I did alter the sequence to change the cache, but later had requirement of reseting the ID value to 1 whenever the table got truncated. For the moment i have replaced the Identity with Sequences and use :
ALTER SEQUENCE seq_name RESTART WITH 1;
Can we do something similar with IDENTITY columns? I didnt find any way to reseed/reset the IDENTITY column.
Be careful using an increment value of 1. On a small table with small loads it's ok. But if you do this on a larger table with large loads, this would dramatically slow down the loads and cause a lot of contention on GlobalCatalog locks.
--Sharon
You can do same thing to table with identity
1) truncate table
2) alter underlying sequence
3) insert new data
dbadmin=> truncate table table_test;
TRUNCATE TABLE
dbadmin=> alter sequence public.table_test_identity_column_seq RESTART WITH 1;
ALTER SEQUENCE
dbadmin=> insert into table_test (data_column) values (11);
dbadmin=> commit;
COMMIT
dbadmin=> select * from table_test order by identity_column;
identity_column | data_column
-----------------+-------------
1 | 11
dbadmin=>
Sharon brought very good point. Default value for cache set to 250000 for performance reasons.
You need to find good balance between perfectly sequenced numbers in identity columns and performance.
Data loading performance will suffer when cache is set to 1.
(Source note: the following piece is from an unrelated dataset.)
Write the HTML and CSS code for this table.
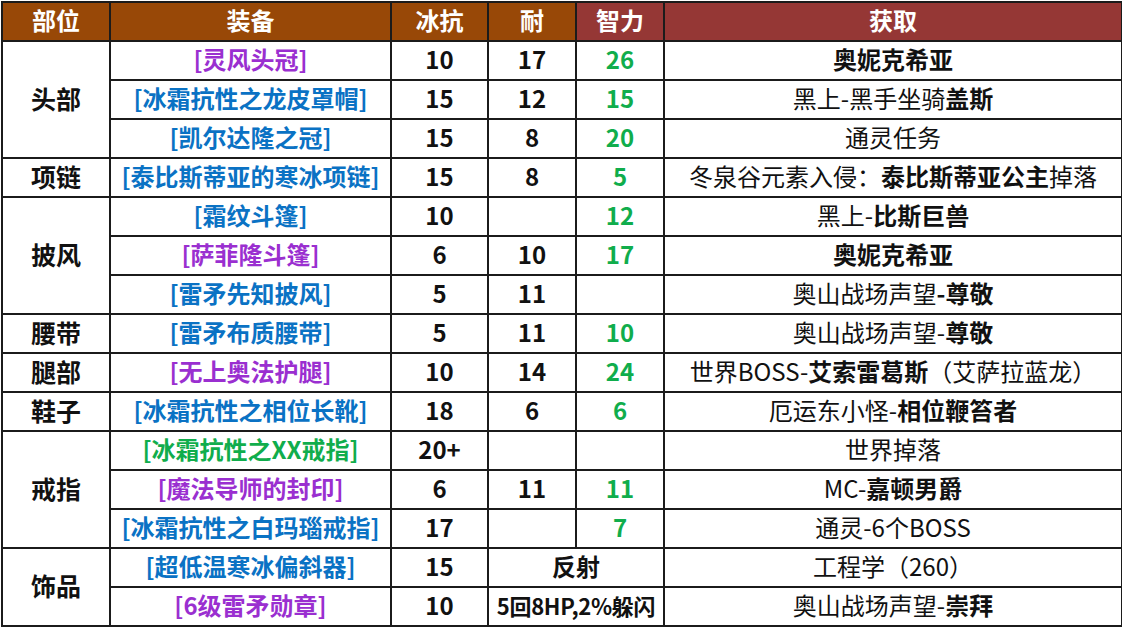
FILE: index.html
```html
<!DOCTYPE html>
<html lang="zh-CN">
<head>
<meta charset="utf-8">
<title>冰抗装备</title>
<link rel="stylesheet" href="styles.css">
</head>
<body>
<table class="gear">
  <colgroup>
    <col class="c-slot">
    <col class="c-item">
    <col class="c-frost">
    <col class="c-sta">
    <col class="c-int">
    <col class="c-src">
  </colgroup>
  <thead>
    <tr>
      <th class="h-brown">部位</th>
      <th class="h-brown">装备</th>
      <th class="h-brown">冰抗</th>
      <th class="h-brown">耐</th>
      <th class="h-red">智力</th>
      <th class="h-red">获取</th>
    </tr>
  </thead>
  <tbody>
    <tr>
      <td class="slot" rowspan="3">头部</td>
      <td class="item epic">[灵风头冠]</td>
      <td class="num">10</td><td class="num">17</td><td class="num int">26</td>
      <td class="src"><b>奥妮克希亚</b></td>
    </tr>
    <tr>
      <td class="item rare">[冰霜抗性之龙皮罩帽]</td>
      <td class="num">15</td><td class="num">12</td><td class="num int">15</td>
      <td class="src">黑上-黑手坐骑<b>盖斯</b></td>
    </tr>
    <tr>
      <td class="item rare">[凯尔达隆之冠]</td>
      <td class="num">15</td><td class="num">8</td><td class="num int">20</td>
      <td class="src">通灵任务</td>
    </tr>
    <tr>
      <td class="slot">项链</td>
      <td class="item rare">[泰比斯蒂亚的寒冰项链]</td>
      <td class="num">15</td><td class="num">8</td><td class="num int">5</td>
      <td class="src">冬泉谷元素入侵：<b>泰比斯蒂亚公主</b>掉落</td>
    </tr>
    <tr>
      <td class="slot" rowspan="3">披风</td>
      <td class="item rare">[霜纹斗篷]</td>
      <td class="num">10</td><td class="num"></td><td class="num int">12</td>
      <td class="src">黑上-<b>比斯巨兽</b></td>
    </tr>
    <tr>
      <td class="item epic">[萨菲隆斗篷]</td>
      <td class="num">6</td><td class="num">10</td><td class="num int">17</td>
      <td class="src"><b>奥妮克希亚</b></td>
    </tr>
    <tr>
      <td class="item rare">[雷矛先知披风]</td>
      <td class="num">5</td><td class="num">11</td><td class="num int"></td>
      <td class="src">奥山战场声望<b>-尊敬</b></td>
    </tr>
    <tr>
      <td class="slot">腰带</td>
      <td class="item rare">[雷矛布质腰带]</td>
      <td class="num">5</td><td class="num">11</td><td class="num int">10</td>
      <td class="src">奥山战场声望-<b>尊敬</b></td>
    </tr>
    <tr>
      <td class="slot">腿部</td>
      <td class="item epic">[无上奥法护腿]</td>
      <td class="num">10</td><td class="num">14</td><td class="num int">24</td>
      <td class="src">世界BOSS-<b>艾索雷葛斯</b>（艾萨拉蓝龙）</td>
    </tr>
    <tr>
      <td class="slot">鞋子</td>
      <td class="item rare">[冰霜抗性之相位长靴]</td>
      <td class="num">18</td><td class="num">6</td><td class="num int">6</td>
      <td class="src">厄运东小怪-<b>相位鞭笞者</b></td>
    </tr>
    <tr>
      <td class="slot" rowspan="3">戒指</td>
      <td class="item uncommon">[冰霜抗性之XX戒指]</td>
      <td class="num">20+</td><td class="num"></td><td class="num int"></td>
      <td class="src">世界掉落</td>
    </tr>
    <tr>
      <td class="item epic">[魔法导师的封印]</td>
      <td class="num">6</td><td class="num">11</td><td class="num int">11</td>
      <td class="src">MC-<b>嘉顿男爵</b></td>
    </tr>
    <tr>
      <td class="item rare">[冰霜抗性之白玛瑙戒指]</td>
      <td class="num">17</td><td class="num"></td><td class="num int">7</td>
      <td class="src">通灵-6个BOSS</td>
    </tr>
    <tr>
      <td class="slot" rowspan="2">饰品</td>
      <td class="item rare">[超低温寒冰偏斜器]</td>
      <td class="num">15</td><td class="num" colspan="2">反射</td>
      <td class="src">工程学（260）</td>
    </tr>
    <tr>
      <td class="item epic">[6级雷矛勋章]</td>
      <td class="num">10</td><td class="num small" colspan="2">5回8HP,2%躲闪</td>
      <td class="src">奥山战场声望-<b>崇拜</b></td>
    </tr>
  </tbody>
</table>
</body>
</html>
```

FILE: styles.css
```css
html, body {
  margin: 0;
  padding: 0;
  background: #ffffff;
}

body {
  font-family: "Noto Sans CJK SC", "Noto Sans", sans-serif;
  font-size: 24px;
  color: #111111;
}

.gear {
  border-collapse: collapse;
  table-layout: fixed;
  width: 1120px;
  margin: 1px 0 0 1px;
}

.c-slot { width: 108px; }
.c-item { width: 281px; }
.c-frost { width: 97px; }
.c-sta { width: 88px; }
.c-int { width: 88px; }
.c-src { width: 458px; }

.gear tr {
  height: 39px;
}

.gear th,
.gear td {
  border: 2px solid #1b1b1b;
  padding: 0 0 3px;
  text-align: center;
  vertical-align: middle;
  line-height: 1;
  white-space: nowrap;
  overflow: hidden;
}

.gear th {
  color: #ffffff;
  font-weight: 700;
  font-size: 24px;
}

.h-brown { background: #984807; }
.h-red { background: #953735; }

.slot {
  font-weight: 700;
  font-size: 25px;
}

.item {
  font-weight: 700;
}

.epic { color: #9a2fd0; }
.rare { color: #0a72c4; }
.uncommon { color: #10ad4c; }

.num {
  font-weight: 700;
}

.int { color: #10ad4c; }

.small {
  font-size: 22px;
  letter-spacing: -0.3px;
}

.src {
  font-weight: 400;
}

.src b {
  font-weight: 700;
}
```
In addition if you will be loading a lot of data you can see some impact to query performance too
I end up writing blog post on this topic.
Portion of it same as my answers above, but it has some additional content to.
Plus it is better structired.
I think it will be beneficial to read it
http://www.dbjungle.com/working-with-identity-columns-in-hp-vertica/
Thank you for your help and time. For the moment i think i need to balance between the cache size and performance hit. This might not be a suitable use case for a vertica database.
It would have been good if Vertica too had RESEED option like in SQL Server, or could simply start the AutoIncrement column from 1 on table truncation like in MySQL.